_Exercise details_: Transcribe the listing verbatim. Do not carry over any pictures.

+++++

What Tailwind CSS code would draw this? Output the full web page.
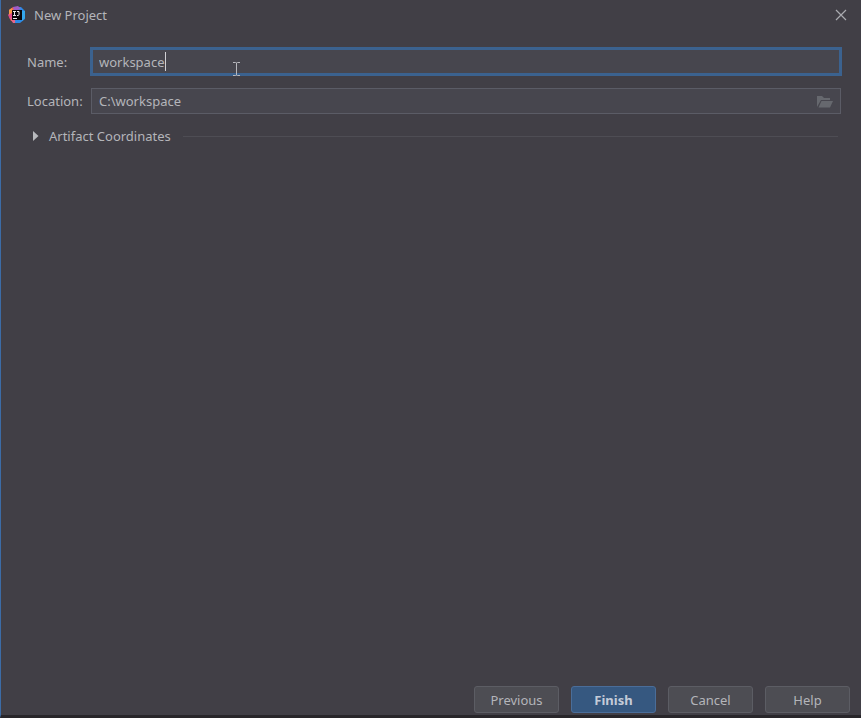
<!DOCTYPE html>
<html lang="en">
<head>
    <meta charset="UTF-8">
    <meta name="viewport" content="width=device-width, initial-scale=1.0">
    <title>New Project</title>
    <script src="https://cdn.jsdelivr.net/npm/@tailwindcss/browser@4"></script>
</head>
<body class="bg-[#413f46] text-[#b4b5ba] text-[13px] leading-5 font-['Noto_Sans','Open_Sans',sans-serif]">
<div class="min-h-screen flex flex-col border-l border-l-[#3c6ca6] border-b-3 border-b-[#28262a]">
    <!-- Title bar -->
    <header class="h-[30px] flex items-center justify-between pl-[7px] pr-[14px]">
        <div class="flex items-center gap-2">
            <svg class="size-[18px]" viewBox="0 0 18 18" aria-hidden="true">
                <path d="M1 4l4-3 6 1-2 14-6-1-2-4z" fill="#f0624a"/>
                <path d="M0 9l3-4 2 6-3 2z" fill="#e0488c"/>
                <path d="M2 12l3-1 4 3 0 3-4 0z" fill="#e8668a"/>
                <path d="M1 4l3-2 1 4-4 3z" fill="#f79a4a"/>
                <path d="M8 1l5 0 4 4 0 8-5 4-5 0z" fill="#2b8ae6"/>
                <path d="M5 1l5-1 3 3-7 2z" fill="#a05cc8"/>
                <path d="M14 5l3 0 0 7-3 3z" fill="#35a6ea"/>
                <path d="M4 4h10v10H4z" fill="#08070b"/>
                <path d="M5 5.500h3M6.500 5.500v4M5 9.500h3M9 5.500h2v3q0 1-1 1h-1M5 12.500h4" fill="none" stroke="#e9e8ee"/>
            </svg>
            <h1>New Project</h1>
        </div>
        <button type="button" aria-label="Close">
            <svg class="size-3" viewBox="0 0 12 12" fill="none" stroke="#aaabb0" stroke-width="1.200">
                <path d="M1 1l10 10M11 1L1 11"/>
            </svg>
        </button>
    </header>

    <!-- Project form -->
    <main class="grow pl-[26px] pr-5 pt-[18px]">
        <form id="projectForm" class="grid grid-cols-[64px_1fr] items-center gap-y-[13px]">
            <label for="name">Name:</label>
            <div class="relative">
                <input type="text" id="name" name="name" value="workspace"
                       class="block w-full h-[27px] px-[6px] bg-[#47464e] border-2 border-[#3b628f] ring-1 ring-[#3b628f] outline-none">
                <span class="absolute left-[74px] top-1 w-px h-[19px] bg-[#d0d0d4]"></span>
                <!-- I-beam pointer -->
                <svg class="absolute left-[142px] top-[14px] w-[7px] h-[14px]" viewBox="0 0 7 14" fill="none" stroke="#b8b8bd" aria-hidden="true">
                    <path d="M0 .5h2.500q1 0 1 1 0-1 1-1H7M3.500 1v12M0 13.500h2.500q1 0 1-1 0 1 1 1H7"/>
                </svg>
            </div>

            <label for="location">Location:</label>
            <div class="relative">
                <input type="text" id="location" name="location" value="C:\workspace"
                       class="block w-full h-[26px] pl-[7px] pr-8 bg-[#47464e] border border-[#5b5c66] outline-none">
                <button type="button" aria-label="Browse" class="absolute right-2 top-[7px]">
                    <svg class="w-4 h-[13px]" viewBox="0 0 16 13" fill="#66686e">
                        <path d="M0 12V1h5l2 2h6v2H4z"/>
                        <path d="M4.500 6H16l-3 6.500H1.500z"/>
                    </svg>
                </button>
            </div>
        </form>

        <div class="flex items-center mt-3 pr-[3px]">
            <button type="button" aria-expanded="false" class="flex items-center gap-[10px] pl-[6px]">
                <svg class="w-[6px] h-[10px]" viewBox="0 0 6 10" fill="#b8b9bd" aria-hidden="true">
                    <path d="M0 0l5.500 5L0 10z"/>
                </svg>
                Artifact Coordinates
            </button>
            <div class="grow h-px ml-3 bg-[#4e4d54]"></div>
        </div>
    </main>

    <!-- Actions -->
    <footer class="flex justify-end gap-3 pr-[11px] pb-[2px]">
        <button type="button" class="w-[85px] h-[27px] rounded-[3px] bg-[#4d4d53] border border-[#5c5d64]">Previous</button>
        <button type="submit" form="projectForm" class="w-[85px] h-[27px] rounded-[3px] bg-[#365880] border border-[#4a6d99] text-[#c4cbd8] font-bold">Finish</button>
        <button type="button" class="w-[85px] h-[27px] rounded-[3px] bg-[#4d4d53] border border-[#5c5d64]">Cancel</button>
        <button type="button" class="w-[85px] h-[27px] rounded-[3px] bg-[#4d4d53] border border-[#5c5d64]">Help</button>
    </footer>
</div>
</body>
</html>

+++++

_Finished answer_:
What Tailwind CSS code would draw this? Output the full web page.
<!DOCTYPE html>
<html lang="en">
<head>
    <meta charset="UTF-8">
    <meta name="viewport" content="width=device-width, initial-scale=1.0">
    <title>New Project</title>
    <script src="https://cdn.jsdelivr.net/npm/@tailwindcss/browser@4"></script>
</head>
<body class="bg-[#413f46] text-[#b4b5ba] text-[13px] leading-5 font-['Noto_Sans','Open_Sans',sans-serif]">
<div class="min-h-screen flex flex-col border-l border-l-[#3c6ca6] border-b-3 border-b-[#28262a]">
    <!-- Title bar -->
    <header class="h-[30px] flex items-center justify-between pl-[7px] pr-[14px]">
        <div class="flex items-center gap-2">
            <svg class="size-[18px]" viewBox="0 0 18 18" aria-hidden="true">
                <path d="M1 4l4-3 6 1-2 14-6-1-2-4z" fill="#f0624a"/>
                <path d="M0 9l3-4 2 6-3 2z" fill="#e0488c"/>
                <path d="M2 12l3-1 4 3 0 3-4 0z" fill="#e8668a"/>
                <path d="M1 4l3-2 1 4-4 3z" fill="#f79a4a"/>
                <path d="M8 1l5 0 4 4 0 8-5 4-5 0z" fill="#2b8ae6"/>
                <path d="M5 1l5-1 3 3-7 2z" fill="#a05cc8"/>
                <path d="M14 5l3 0 0 7-3 3z" fill="#35a6ea"/>
                <path d="M4 4h10v10H4z" fill="#08070b"/>
                <path d="M5 5.500h3M6.500 5.500v4M5 9.500h3M9 5.500h2v3q0 1-1 1h-1M5 12.500h4" fill="none" stroke="#e9e8ee"/>
            </svg>
            <h1>New Project</h1>
        </div>
        <button type="button" aria-label="Close">
            <svg class="size-3" viewBox="0 0 12 12" fill="none" stroke="#aaabb0" stroke-width="1.200">
                <path d="M1 1l10 10M11 1L1 11"/>
            </svg>
        </button>
    </header>

    <!-- Project form -->
    <main class="grow pl-[26px] pr-5 pt-[18px]">
        <form id="projectForm" class="grid grid-cols-[64px_1fr] items-center gap-y-[13px]">
            <label for="name">Name:</label>
            <div class="relative">
                <input type="text" id="name" name="name" value="workspace"
                       class="block w-full h-[27px] px-[6px] bg-[#47464e] border-2 border-[#3b628f] ring-1 ring-[#3b628f] outline-none">
                <span class="absolute left-[74px] top-1 w-px h-[19px] bg-[#d0d0d4]"></span>
                <!-- I-beam pointer -->
                <svg class="absolute left-[142px] top-[14px] w-[7px] h-[14px]" viewBox="0 0 7 14" fill="none" stroke="#b8b8bd" aria-hidden="true">
                    <path d="M0 .5h2.500q1 0 1 1 0-1 1-1H7M3.500 1v12M0 13.500h2.500q1 0 1-1 0 1 1 1H7"/>
                </svg>
            </div>

            <label for="location">Location:</label>
            <div class="relative">
                <input type="text" id="location" name="location" value="C:\workspace"
                       class="block w-full h-[26px] pl-[7px] pr-8 bg-[#47464e] border border-[#5b5c66] outline-none">
                <button type="button" aria-label="Browse" class="absolute right-2 top-[7px]">
                    <svg class="w-4 h-[13px]" viewBox="0 0 16 13" fill="#66686e">
                        <path d="M0 12V1h5l2 2h6v2H4z"/>
                        <path d="M4.500 6H16l-3 6.500H1.500z"/>
                    </svg>
                </button>
            </div>
        </form>

        <div class="flex items-center mt-3 pr-[3px]">
            <button type="button" aria-expanded="false" class="flex items-center gap-[10px] pl-[6px]">
                <svg class="w-[6px] h-[10px]" viewBox="0 0 6 10" fill="#b8b9bd" aria-hidden="true">
                    <path d="M0 0l5.500 5L0 10z"/>
                </svg>
                Artifact Coordinates
            </button>
            <div class="grow h-px ml-3 bg-[#4e4d54]"></div>
        </div>
    </main>

    <!-- Actions -->
    <footer class="flex justify-end gap-3 pr-[11px] pb-[2px]">
        <button type="button" class="w-[85px] h-[27px] rounded-[3px] bg-[#4d4d53] border border-[#5c5d64]">Previous</button>
        <button type="submit" form="projectForm" class="w-[85px] h-[27px] rounded-[3px] bg-[#365880] border border-[#4a6d99] text-[#c4cbd8] font-bold">Finish</button>
        <button type="button" class="w-[85px] h-[27px] rounded-[3px] bg-[#4d4d53] border border-[#5c5d64]">Cancel</button>
        <button type="button" class="w-[85px] h-[27px] rounded-[3px] bg-[#4d4d53] border border-[#5c5d64]">Help</button>
    </footer>
</div>
</body>
</html>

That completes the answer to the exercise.